Data analytics company Zerocycle is now working with five municipalities to provide neighborhood-specific reports that let residents compare their recycling performances. Founder & CEO Hunter Hayes told Waste Dive that he sees targeted contamination education as a logical next step.
"Cities are vibrant places and they have different constituents across the city so you have to be able to speak to them in more than one way," he said.
Using datasets from MRFs and municipalities, Hayes said it would not be difficult to trace contamination back to its source without even having to dig through carts at the curb. He said the key is to make people care first, whether the method is rejecting contaminated carts or instilling a sense of peer pressure by comparing neighborhood statistics.

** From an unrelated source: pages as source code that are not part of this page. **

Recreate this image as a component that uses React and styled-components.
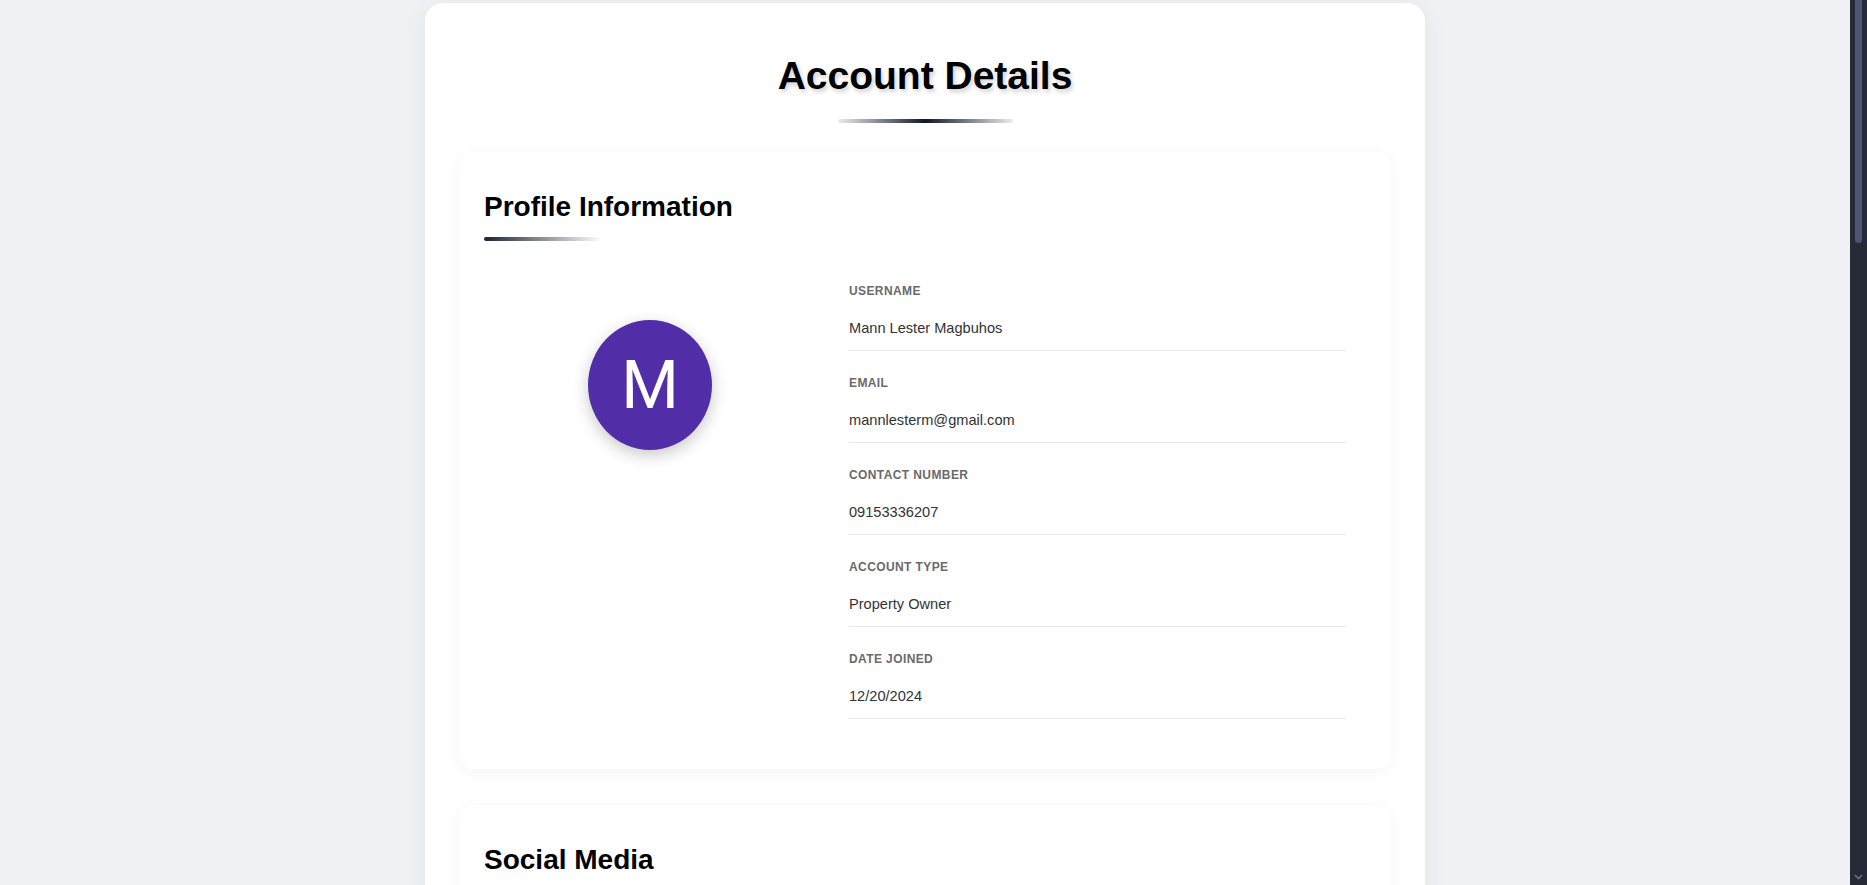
import React from 'react';
import styled, { createGlobalStyle } from 'styled-components';

const GlobalStyle = createGlobalStyle`
  html, body {
    margin: 0;
    padding: 0;
    background: #eff1f5;
    font-family: "Liberation Sans", Arial, sans-serif;
    overflow: hidden;
  }
`;

const Layout = styled.div`
  display: flex;
  height: 100vh;
`;

const Viewport = styled.main`
  flex: 1;
  overflow: hidden;
  padding-top: 3px;
`;

const ScrollTrack = styled.aside`
  width: 17px;
  flex: 0 0 17px;
  background: #262a37;
  display: flex;
  flex-direction: column;
  align-items: center;
  justify-content: space-between;
`;

const ScrollThumb = styled.div`
  width: 7px;
  height: 243px;
  border-radius: 0 0 4px 4px;
  background: #4f5572;
`;

const ScrollArrow = styled.svg`
  width: 9px;
  height: 6px;
  margin-bottom: 5px;
`;

const Container = styled.div`
  width: 1000px;
  margin: 0 auto;
  box-sizing: border-box;
  background: #ffffff;
  border-radius: 18px;
  box-shadow: 0 4px 24px rgba(0, 0, 0, 0.06);
  padding: 49px 34px 40px;
`;

const Title = styled.h1`
  margin: 0;
  text-align: center;
  font-size: 39px;
  line-height: 48px;
  font-weight: 700;
  color: #000;
  text-shadow: 2px 3px 4px rgba(0, 0, 0, 0.18);
`;

const TitleBar = styled.div`
  width: 175px;
  height: 4px;
  margin: 19px auto 29px;
  border-radius: 2px;
  background: linear-gradient(90deg, rgba(15, 23, 42, 0.08), #0f172a 50%, rgba(15, 23, 42, 0.08));
`;

const Section = styled.section`
  background: #ffffff;
  border-radius: 14px;
  box-shadow: 0 3px 16px rgba(0, 0, 0, 0.045);
  padding: 38px 45px 25px 25px;
  & + & {
    margin-top: 36px;
  }
`;

const SectionTitle = styled.h2`
  margin: 0;
  font-size: 28px;
  line-height: 34px;
  font-weight: 700;
  color: #000;
`;

const SectionBar = styled.div`
  width: 118px;
  height: 4px;
  margin-top: 13px;
  border-radius: 2px;
  background: linear-gradient(90deg, #1c2333, rgba(28, 35, 51, 0));
`;

const ProfileGrid = styled.div`
  display: grid;
  grid-template-columns: 332px 1fr;
  column-gap: 33px;
  margin-top: 43px;
`;

const AvatarColumn = styled.div`
  display: flex;
  justify-content: center;
  align-items: flex-start;
  padding-top: 36px;
`;

const Avatar = styled.div`
  width: 124px;
  height: 130px;
  border-radius: 50%;
  background: #512da8;
  color: #ffffff;
  display: flex;
  align-items: center;
  justify-content: center;
  font-family: Roboto, "Liberation Sans", sans-serif;
  font-size: 66px;
  font-weight: 400;
  box-shadow: 0 5px 16px rgba(0, 0, 0, 0.22);
`;

const Fields = styled.div`
  display: flex;
  flex-direction: column;
`;

const Field = styled.div`
  padding-bottom: 12px;
  margin-bottom: 25px;
  border-bottom: 1px solid #e9e9ec;
`;

const Label = styled.div`
  font-size: 12px;
  line-height: 14px;
  font-weight: 700;
  letter-spacing: 0.4px;
  text-transform: uppercase;
  color: #6a6a6a;
`;

const Value = styled.div`
  margin-top: 20px;
  font-size: 14.6px;
  line-height: 20px;
  color: #333333;
`;

const profile = [
  { label: 'Username', value: 'Mann Lester Magbuhos' },
  { label: 'Email', value: 'mannlesterm@gmail.com' },
  { label: 'Contact Number', value: '09153336207' },
  { label: 'Account Type', value: 'Property Owner' },
  { label: 'Date Joined', value: '12/20/2024' },
];

const social = [
  { label: 'Facebook', value: 'Not provided' },
  { label: 'Instagram', value: 'Not provided' },
  { label: 'Twitter', value: 'Not provided' },
];

const App = () => {
  return (
    <Layout>
      <GlobalStyle />
      <Viewport>
        <Container>
          <Title>Account Details</Title>
          <TitleBar />

          <Section>
            <SectionTitle>Profile Information</SectionTitle>
            <SectionBar />
            <ProfileGrid>
              <AvatarColumn>
                <Avatar>M</Avatar>
              </AvatarColumn>
              <Fields>
                {profile.map(item => (
                  <Field key={item.label}>
                    <Label>{item.label}</Label>
                    <Value>{item.value}</Value>
                  </Field>
                ))}
              </Fields>
            </ProfileGrid>
          </Section>

          <Section>
            <SectionTitle>Social Media</SectionTitle>
            <SectionBar />
            <ProfileGrid>
              <div />
              <Fields>
                {social.map(item => (
                  <Field key={item.label}>
                    <Label>{item.label}</Label>
                    <Value>{item.value}</Value>
                  </Field>
                ))}
              </Fields>
            </ProfileGrid>
          </Section>
        </Container>
      </Viewport>
      <ScrollTrack>
        <ScrollThumb />
        <ScrollArrow viewBox="0 0 9 6">
          <path d="M1 1 L4.5 4.5 L8 1" fill="none" stroke="#6b7088" strokeWidth="1.6" />
        </ScrollArrow>
      </ScrollTrack>
    </Layout>
  );
};

export default App;
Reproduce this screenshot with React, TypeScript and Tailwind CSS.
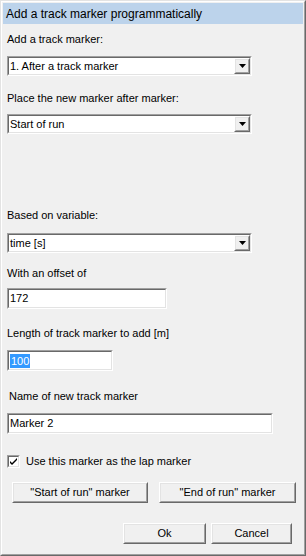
import type { ReactNode } from "react";

function Sunken({ className = "", children }: { className?: string; children: ReactNode }) {
  return (
    <div className={`border border-t-[#a0a0a0] border-l-[#a0a0a0] border-r-white border-b-white ${className}`}>
      <div className="flex h-full w-full items-center border border-t-[#696969] border-l-[#696969] border-r-[#e3e3e3] border-b-[#e3e3e3] bg-white">
        {children}
      </div>
    </div>
  );
}

function Raised({ className = "", children }: { className?: string; children: ReactNode }) {
  return (
    <div className={`border border-t-white border-l-white border-r-[#696969] border-b-[#696969] bg-[#f0f0f0] ${className}`}>
      <div className="flex h-full w-full items-center justify-center border border-t-[#e3e3e3] border-l-[#e3e3e3] border-r-[#a0a0a0] border-b-[#a0a0a0]">
        {children}
      </div>
    </div>
  );
}

function Combo({ value, className = "" }: { value: string; className?: string }) {
  return (
    <Sunken className={`h-[20px] w-[245px] ${className}`}>
      <span className="flex-1 truncate pl-[1px] text-[11px] leading-[13px]">{value}</span>
      <Raised className="h-full w-[16px] shrink-0">
        <svg width="7" height="4" viewBox="0 0 7 4">
          <path d="M0 0h7L3.5 4z" fill="#000" />
        </svg>
      </Raised>
    </Sunken>
  );
}

function Label({ children, className = "" }: { children: ReactNode; className?: string }) {
  return <div className={`h-[13px] text-[11px] leading-[13px] ${className}`}>{children}</div>;
}

function Button({ children, className = "" }: { children: ReactNode; className?: string }) {
  return (
    <Raised className={`h-[21px] ${className}`}>
      <span className="text-[11px] leading-[13px]">{children}</span>
    </Raised>
  );
}

export default function App() {
  return (
    <div className="h-[556px] w-[306px] border border-t-[#e3e3e3] border-l-[#e3e3e3] border-r-[#696969] border-b-[#696969] bg-[#f0f0f0] font-['Liberation_Sans',Arial,sans-serif] text-black">
      <div className="flex h-full flex-col border border-t-white border-l-white border-r-[#a0a0a0] border-b-[#a0a0a0] p-px">
        <div className="flex h-[21px] items-center bg-[#bcd3eb] pl-[3px] text-[12px]">
          Add a track marker programmatically
        </div>

        <div className="flex flex-col pl-[4px]">
          <Label className="mt-[9px]">Add a track marker:</Label>
          <Combo className="mt-[10px]" value="1. After a track marker" />

          <Label className="mt-[16px]">Place the new marker after marker:</Label>
          <Combo className="mt-[9px]" value="Start of run" />

          <Label className="mt-[75px]">Based on variable:</Label>
          <Combo className="mt-[11px]" value="time [s]" />

          <Label className="mt-[14px]">With an offset of</Label>
          <Sunken className="mt-[8px] h-[21px] w-[160px]">
            <span className="pl-[1px] text-[11px] leading-[13px]">172</span>
          </Sunken>

          <Label className="mt-[18px]">Length of track marker to add [m]</Label>
          <Sunken className="mt-[10px] h-[21px] w-[106px]">
            <span className="ml-[1px] bg-[#3399ff] px-px text-[11px] leading-[14px] text-white">100</span>
          </Sunken>

          <Label className="mt-[19px] pl-[2px]">Name of new track marker</Label>
          <Sunken className="mt-[10px] h-[21px] w-[266px]">
            <span className="pl-[1px] text-[11px] leading-[13px]">Marker 2</span>
          </Sunken>

          <div className="mt-[21px] flex h-[13px] items-center gap-[6px]">
            <Sunken className="h-[13px] w-[13px]">
              <svg width="9" height="9" viewBox="0 0 9 9">
                <path d="M1 4l2 2 5-5v2L3 8 1 6z" fill="#000" />
              </svg>
            </Sunken>
            <span className="text-[11px] leading-[13px]">Use this marker as the lap marker</span>
          </div>

          <div className="mt-[14px] flex gap-[11px] pl-[5px]">
            <Button className="w-[136px]">"Start of run" marker</Button>
            <Button className="w-[137px]">"End of run" marker</Button>
          </div>

          <div className="mt-[20px] flex gap-[5px] pl-[116px]">
            <Button className="w-[83px]">Ok</Button>
            <Button className="w-[81px]">Cancel</Button>
          </div>
        </div>
      </div>
    </div>
  );
}
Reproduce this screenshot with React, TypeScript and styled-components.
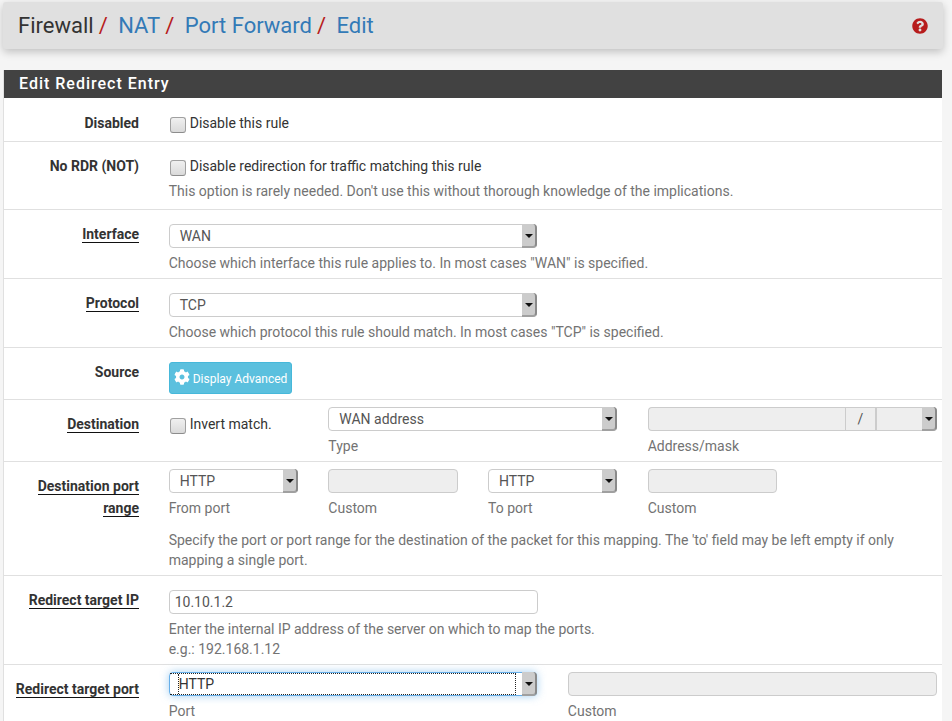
import React from "react";
import styled, { createGlobalStyle } from "styled-components";
import { FaCog, FaQuestionCircle } from "react-icons/fa";

const GlobalStyle = createGlobalStyle`
  html, body {
    margin: 0;
    padding: 0;
    background: #f5f5f5;
    font-family: Roboto, "Liberation Sans", sans-serif;
    font-size: 14px;
    line-height: 20px;
    color: #333;
    overflow: hidden;
  }
`;

const Page = styled.div`
  width: 952px;
  height: 721px;
  overflow: hidden;
  padding: 2px 10px 0 4px;
  box-sizing: border-box;
`;

const Breadcrumb = styled.div`
  height: 47px;
  display: flex;
  align-items: center;
  justify-content: space-between;
  padding: 0 15px;
  margin: 0 -1px 21px -1px;
  background: #e0e0e0;
  border-radius: 3px;
  box-shadow: 0 3px 8px rgba(0, 0, 0, 0.22);
  font-size: 22px;
`;

const Crumbs = styled.div`
  display: flex;
  align-items: baseline;
`;

const Crumb = styled.span<{ $link?: boolean }>`
  color: ${(p) => (p.$link ? "#337ab7" : "#333")};
`;

const Slash = styled.span`
  color: #b71c1c;
  margin: 0 10.5px 0 5px;
`;

const Help = styled.span`
  display: flex;
  color: #b71c1c;
  font-size: 16px;
`;

const Panel = styled.div`
  background: #fff;
  box-shadow: -1px 0 0 #e0e0e0;
`;

const PanelHeading = styled.h2`
  margin: 0;
  height: 28px;
  padding: 0 15px;
  background: #424242;
  color: #fff;
  font-size: 16px;
  font-weight: 500;
  letter-spacing: 1px;
  line-height: 28px;
`;

const Row = styled.div<{ $height: number }>`
  display: flex;
  box-sizing: border-box;
  height: ${(p) => p.$height}px;
  border-bottom: 1px solid #e0e0e0;
`;

const Label = styled.div<{ $top?: number }>`
  width: 135px;
  flex: none;
  box-sizing: content-box;
  padding-top: ${(p) => p.$top ?? 13}px;
  text-align: right;
  font-weight: 700;
  line-height: 22px;
`;

const Underlined = styled.span`
  border-bottom: 1px solid #111;
`;

const Content = styled.div<{ $top?: number }>`
  margin-left: 29.7px;
  width: 768.3px;
  padding-top: ${(p) => p.$top ?? 14}px;
`;

const Grid = styled.div`
  display: grid;
  grid-template-columns: repeat(10, 1fr);
  column-gap: 30px;
`;

const Cell = styled.div<{ $span: number }>`
  grid-column: span ${(p) => p.$span};
  min-width: 0;
`;

const Check = styled.label<{ $top?: number }>`
  display: flex;
  align-items: flex-start;
  margin-top: ${(p) => p.$top ?? 0}px;
`;

const Box = styled.span`
  box-sizing: border-box;
  width: 16px;
  height: 16px;
  margin: 4px 4px 0 1px;
  flex: none;
  border: 1px solid #a0a0a0;
  border-bottom-color: #8c8c8c;
  border-radius: 3px;
  background: linear-gradient(#f0f0f0, #dadada);
`;

const HelpText = styled.div`
  color: #737373;
  margin-top: 5px;
`;

const Select = styled.div<{ $focus?: boolean; $disabled?: boolean }>`
  position: relative;
  box-sizing: border-box;
  width: calc(100% - 0.5px);
  height: 24px;
  display: flex;
  align-items: center;
  padding-left: ${(p) => (p.$focus ? 9 : 10)}px;
  border: 1px solid ${(p) => (p.$focus ? "#66afe9" : "#ccc")};
  border-radius: 4px;
  background: ${(p) => (p.$disabled ? "#eee" : "#fff")};
  color: ${(p) => (p.$focus ? "#333" : "#555")};
  box-shadow: ${(p) =>
    p.$focus ? "0 0 8px rgba(102, 175, 233, 0.6)" : "none"};
`;

const FocusRing = styled.span`
  position: absolute;
  left: 0;
  right: 20px;
  top: 0;
  bottom: 0;
  border-top: 1px dotted #222;
  border-bottom: 1px dotted #222;
  border-right: 1px dotted #222;
  &::before {
    content: "";
    position: absolute;
    left: 8px;
    top: 0;
    bottom: 0;
    border-left: 1px dotted #222;
  }
`;

const SelectArrow = styled.span`
  position: absolute;
  top: -1px;
  right: -1px;
  bottom: -1px;
  width: 15px;
  box-sizing: border-box;
  background: #ccc;
  border-right: 2px solid #8a8a8a;
  border-bottom: 2px solid #a0a0a0;
  border-radius: 0 4px 4px 0;
  &::after {
    content: "";
    position: absolute;
    left: 3px;
    top: 10px;
    border-left: 4px solid transparent;
    border-right: 4px solid transparent;
    border-top: 4px solid #111;
  }
`;

const Input = styled.div<{ $disabled?: boolean }>`
  box-sizing: border-box;
  height: 24px;
  line-height: 22px;
  padding: 0 5px;
  border: 1px solid #ccc;
  border-radius: 4px;
  background: ${(p) => (p.$disabled ? "#eee" : "#fff")};
  color: #555;
`;

const MaskGroup = styled.div`
  display: flex;
`;

const AddressPart = styled(Input)`
  flex: 1;
  border-right: 0;
  border-radius: 4px 0 0 4px;
`;

const SlashPart = styled.div`
  box-sizing: border-box;
  width: 32px;
  height: 24px;
  line-height: 22px;
  text-align: center;
  background: #eee;
  border: 1px solid #ccc;
  border-width: 1px 2px 1px 1px;
  color: #555;
`;

const MaskSelect = styled(Select)`
  width: 60px;
  border-left: 0;
  border-radius: 0 4px 4px 0;
`;

const InfoButton = styled.button`
  display: flex;
  align-items: center;
  gap: 3px;
  height: 32px;
  padding: 2px 4px 0;
  border: 1px solid #46b8da;
  border-radius: 3px;
  background: #5bc0de;
  color: #fff;
  font-family: inherit;
  font-size: 12px;
`;

const GearIcon = styled(FaCog)`
  font-size: 16px;
  margin-top: -4px;
`;

const Note = styled.div`
  color: #737373;
  margin-top: 12px;
`;

export default function App() {
  return (
    <Page>
      <GlobalStyle />
      <Breadcrumb>
        <Crumbs>
          <Crumb>Firewall</Crumb>
          <Slash>/</Slash>
          <Crumb $link>NAT</Crumb>
          <Slash>/</Slash>
          <Crumb $link>Port Forward</Crumb>
          <Slash>/</Slash>
          <Crumb $link>Edit</Crumb>
        </Crumbs>
        <Help>
          <FaQuestionCircle />
        </Help>
      </Breadcrumb>

      <Panel>
        <PanelHeading>Edit Redirect Entry</PanelHeading>

        <Row $height={44}>
          <Label $top={14}>Disabled</Label>
          <Content $top={15}>
            <Check>
              <Box />
              Disable this rule
            </Check>
          </Content>
        </Row>

        <Row $height={68}>
          <Label>No RDR (NOT)</Label>
          <Content>
            <Check>
              <Box />
              Disable redirection for traffic matching this rule
            </Check>
            <HelpText>
              This option is rarely needed. Don't use this without thorough
              knowledge of the implications.
            </HelpText>
          </Content>
        </Row>

        <Row $height={69}>
          <Label>
            <Underlined>Interface</Underlined>
          </Label>
          <Content>
            <Grid>
              <Cell $span={5}>
                <Select>
                  WAN
                  <SelectArrow />
                </Select>
              </Cell>
            </Grid>
            <HelpText>
              Choose which interface this rule applies to. In most cases "WAN"
              is specified.
            </HelpText>
          </Content>
        </Row>

        <Row $height={69}>
          <Label>
            <Underlined>Protocol</Underlined>
          </Label>
          <Content>
            <Grid>
              <Cell $span={5}>
                <Select>
                  TCP
                  <SelectArrow />
                </Select>
              </Cell>
            </Grid>
            <HelpText>
              Choose which protocol this rule should match. In most cases "TCP"
              is specified.
            </HelpText>
          </Content>
        </Row>

        <Row $height={52}>
          <Label>Source</Label>
          <Content>
            <InfoButton>
              <GearIcon />
              Display Advanced
            </InfoButton>
          </Content>
        </Row>

        <Row $height={62}>
          <Label>
            <Underlined>Destination</Underlined>
          </Label>
          <Content $top={7}>
            <Grid>
              <Cell $span={2}>
                <Check $top={7}>
                  <Box />
                  Invert match.
                </Check>
              </Cell>
              <Cell $span={4}>
                <Select>
                  WAN address
                  <SelectArrow />
                </Select>
                <HelpText>Type</HelpText>
              </Cell>
              <Cell $span={4}>
                <MaskGroup>
                  <AddressPart $disabled />
                  <SlashPart>/</SlashPart>
                  <MaskSelect $disabled>
                    <SelectArrow />
                  </MaskSelect>
                </MaskGroup>
                <HelpText>Address/mask</HelpText>
              </Cell>
            </Grid>
          </Content>
        </Row>

        <Row $height={114}>
          <Label>
            <Underlined>Destination port</Underlined>{" "}
            <Underlined>range</Underlined>
          </Label>
          <Content $top={7}>
            <Grid>
              <Cell $span={2}>
                <Select>
                  HTTP
                  <SelectArrow />
                </Select>
                <HelpText>From port</HelpText>
              </Cell>
              <Cell $span={2}>
                <Input $disabled />
                <HelpText>Custom</HelpText>
              </Cell>
              <Cell $span={2}>
                <Select>
                  HTTP
                  <SelectArrow />
                </Select>
                <HelpText>To port</HelpText>
              </Cell>
              <Cell $span={2}>
                <Input $disabled />
                <HelpText>Custom</HelpText>
              </Cell>
            </Grid>
            <Note>
              Specify the port or port range for the destination of the packet
              for this mapping. The 'to' field may be left empty if only
              mapping a single port.
            </Note>
          </Content>
        </Row>

        <Row $height={89}>
          <Label>
            <Underlined>Redirect target IP</Underlined>
          </Label>
          <Content>
            <Grid>
              <Cell $span={5}>
                <Input>10.10.1.2</Input>
              </Cell>
            </Grid>
            <HelpText>
              Enter the internal IP address of the server on which to map the
              ports.
              <br />
              e.g.: 192.168.1.12
            </HelpText>
          </Content>
        </Row>

        <Row $height={70}>
          <Label>
            <Underlined>Redirect target port</Underlined>
          </Label>
          <Content $top={7}>
            <Grid>
              <Cell $span={5}>
                <Select $focus>
                  <FocusRing />
                  HTTP
                  <SelectArrow />
                </Select>
                <HelpText>Port</HelpText>
              </Cell>
              <Cell $span={5}>
                <Input $disabled />
                <HelpText>Custom</HelpText>
              </Cell>
            </Grid>
          </Content>
        </Row>
      </Panel>
    </Page>
  );
}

"The fatal flaw has been the assumption that the more education people have, the more they understand about the way things are running, the more they’re going to care," he said. "I think you have to make them care about it and then give them access to the information so they can do better."
"The fatal flaw has been the assumption that the more education people have, the more they understand about the way things are running, the more they’re going to care."
For local programs that are trying to hit big "zero waste" goals, adapt to a new collection method or find a cleaner stream of material to make more money at the local MRF, it’s clear that old methods could use an update. Municipalities will need to decide what works best for them and then find a clear way to make that decision known to all residents.
“You have to educate everybody all the time. You can’t do it once and think that it’s done,” said Centre County’s Shafer. “When you think you’ve done it, do it again."